SEBAGAI Muslim Abangan – yang tidak taat ibadah – saya justru memuliakan kata “Bismillah” dan “Assalamuaalaikum” .
Juga “Allahu Akbar”, “Subhanallah” dan “Alhamdulillah”
Buat saya, di atas itu semua kata kata “keramat” yang tak sembarang tempat diucapkan. Dan tidak ditujukan kepada semua orang. “Hanya untuk kalangan sendiri” – mengutip penganut agama sebelah.
Kata kata “keramat” itu hanya untuk hal baik baik saja, tentunya. Misalnya saat berangkat kerja, memulai tugas mulia, mengawali proyek yang hasilnya buat anak isteri, ketemu ustadz, Pak RT, Pak Lurah, tetangga alim yang lewat depan rumah, sarungan, dst, menghadiri acara warga, majelis taklim, dll.
Saya tidak “assalamualaikuman” dengan teman di mall, di bioskop atau cafe. Aoalagu di tempat dugem. Soalnya teman teman saya di sana dari beragam agama, banyak yang kurang beragama – seperti saya, bahkan juga ada yang tidak beragama sama sekali.
Saya tidak “bismillah” saat menuang bier dari botol ke gelas dan menenggaknya. Atau saat nyanyi di karaoke atau mojok bareng gebetan, gombal- gombal di remang remang sembari pegang pegang ini dan itu. Grepe grepe.
Saya tidak bilang “Subhanallah” saat angkat gelas cocktail, dry gin, Singapore slink, botol Corona kepada cewek cewek yang sedang mondar mandir dan goyang di atas meja bar dalam kondisi “tinggi” alias mabuk berat.
Juga saat mojok di remang-remang. “Assalamualaikun, Sayang. Kamu sexy banget malam ini” – (sekarang saya membayangkan) .
“Tumben asalamualaikum, tumben mau pegang bilang bilang, ” katanya.
“Saya anggap kamu ikhlas, nggak keberatan, kalau gitu, ” (saya membayangkan lagi).
“Bissmillahir rachman nir rahim” bisik saya sambil naruh telapak tangan di paha mulusnya, mengelus elusnya lembut, dan pelan pelan naik ke atas. Sambil melumat bibirnya.
Nggak pernah saya begitu! Nggak pernah! Sumpah!
Demi Allah!
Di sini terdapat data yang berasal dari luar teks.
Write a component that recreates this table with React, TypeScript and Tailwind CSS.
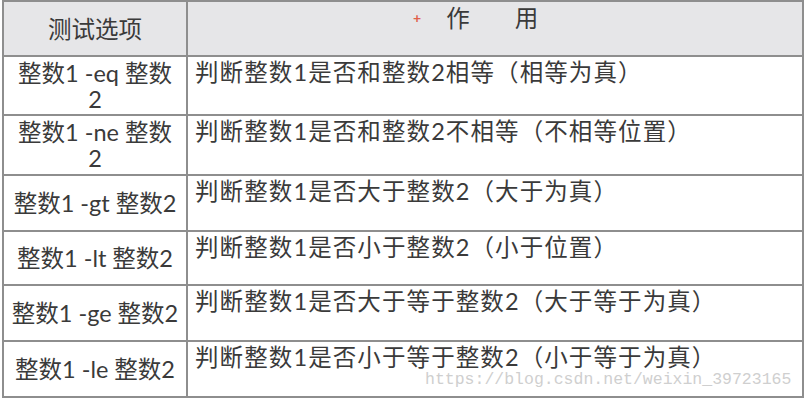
import React from 'react';

const rows: Array<{ opt: string[]; desc: string; h: string }> = [
  { opt: ['整数1 -eq 整数', '2'], desc: '判断整数1是否和整数2相等（相等为真）', h: 'h-[59px]' },
  { opt: ['整数1 -ne 整数', '2'], desc: '判断整数1是否和整数2不相等（不相等位置）', h: 'h-[60px]' },
  { opt: ['整数1 -gt 整数2'], desc: '判断整数1是否大于整数2（大于为真）', h: 'h-[56px]' },
  { opt: ['整数1 -lt 整数2'], desc: '判断整数1是否小于整数2（小于位置）', h: 'h-[54px]' },
  { opt: ['整数1 -ge 整数2'], desc: '判断整数1是否大于等于整数2（大于等于为真）', h: 'h-[56px]' },
  { opt: ['整数1 -le 整数2'], desc: '判断整数1是否小于等于整数2（小于等于为真）', h: 'h-[56px]' },
];

const App: React.FC = () => {
  return (
    <div className="relative w-[806px] h-[398px] bg-white overflow-hidden">
      <table
        className="ml-[2px] w-[802px] border-collapse text-[23.5px] leading-[26px] text-[#3a3a3a]"
        style={{ fontFamily: 'Lato, "Noto Sans CJK SC", sans-serif' }}
      >
        <colgroup>
          <col className="w-[184px]" />
          <col />
        </colgroup>
        <tbody>
          <tr className="h-[55px] bg-[#e6e6e8]">
            <td className="border-2 border-[#8e8e8e] text-center align-middle">测试选项</td>
            <td className="border-2 border-[#8e8e8e] align-top">
              <div className="flex items-center pt-[3px]">
                <span className="ml-[225px] text-[14px] text-[#e0604a] font-bold">+</span>
                <span className="ml-[25px]">作</span>
                <span className="ml-[45px]">用</span>
              </div>
            </td>
          </tr>
          {rows.map((r) => (
            <tr key={r.desc} className={r.h}>
              <td className="border-2 border-[#8e8e8e] text-center align-middle">
                {r.opt.map((l) => (
                  <div key={l}>{l}</div>
                ))}
              </td>
              <td className="border-2 border-[#8e8e8e] align-top pl-[7px] pt-[4px] leading-[22px] tracking-[1.1px]">
                {r.desc}
              </td>
            </tr>
          ))}
        </tbody>
      </table>
      <div
        className="absolute left-[425px] top-[372px] text-[16.5px] leading-none text-[#cfcfcf]"
        style={{ fontFamily: '"Liberation Mono", monospace' }}
      >
        https://blog.csdn.net/weixin_39723165
      </div>
    </div>
  );
};

export default App;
Nggak pernah saya lakukan itu!
Maksudnya, nggak pernah saya memulai dengan mengucap kata kata “keramat” itu.
WAKTU masuk spa dan dipijat, setelah berendam di air hangat – yang dicampur rempah rempah – lalu masuk sauna, menghirup oksigen murni, dan dipijat, seingat saya, yang massage nggak ngucapin “Assalamualakum” juga.
Cewek sexy yang handukan doang itu cuma bilang, “mau punggung, apa kaki dulu, Bang? ” lalu mijit aja. Nggak bilang “Bismillah” juga.
Biasanya saya melihat postur dan bentuk badannya : kurus atau berisi. Kalau kurus, saya bilang, “langsung injak aja dekat leher!” kalau padat berisi, “injek punggung pelan pelan dulu, ya. Coba pakai satu kaki”
Kalau pemijatnya berpengalaman, dia bisa dapat titik yang sekali, dua kali injek, langsung bunyi “krek – krek”. Dan itu nikmatnya selangit.
Senikmat orgasme.
Dan saya tidak menyebut “Alhamdulillah” sesudahnya.
Sumpah nggak pernah!
Saya belum pernah, tidak pernah – dan tidak akan pernah – menyebut kata kata itu di spa.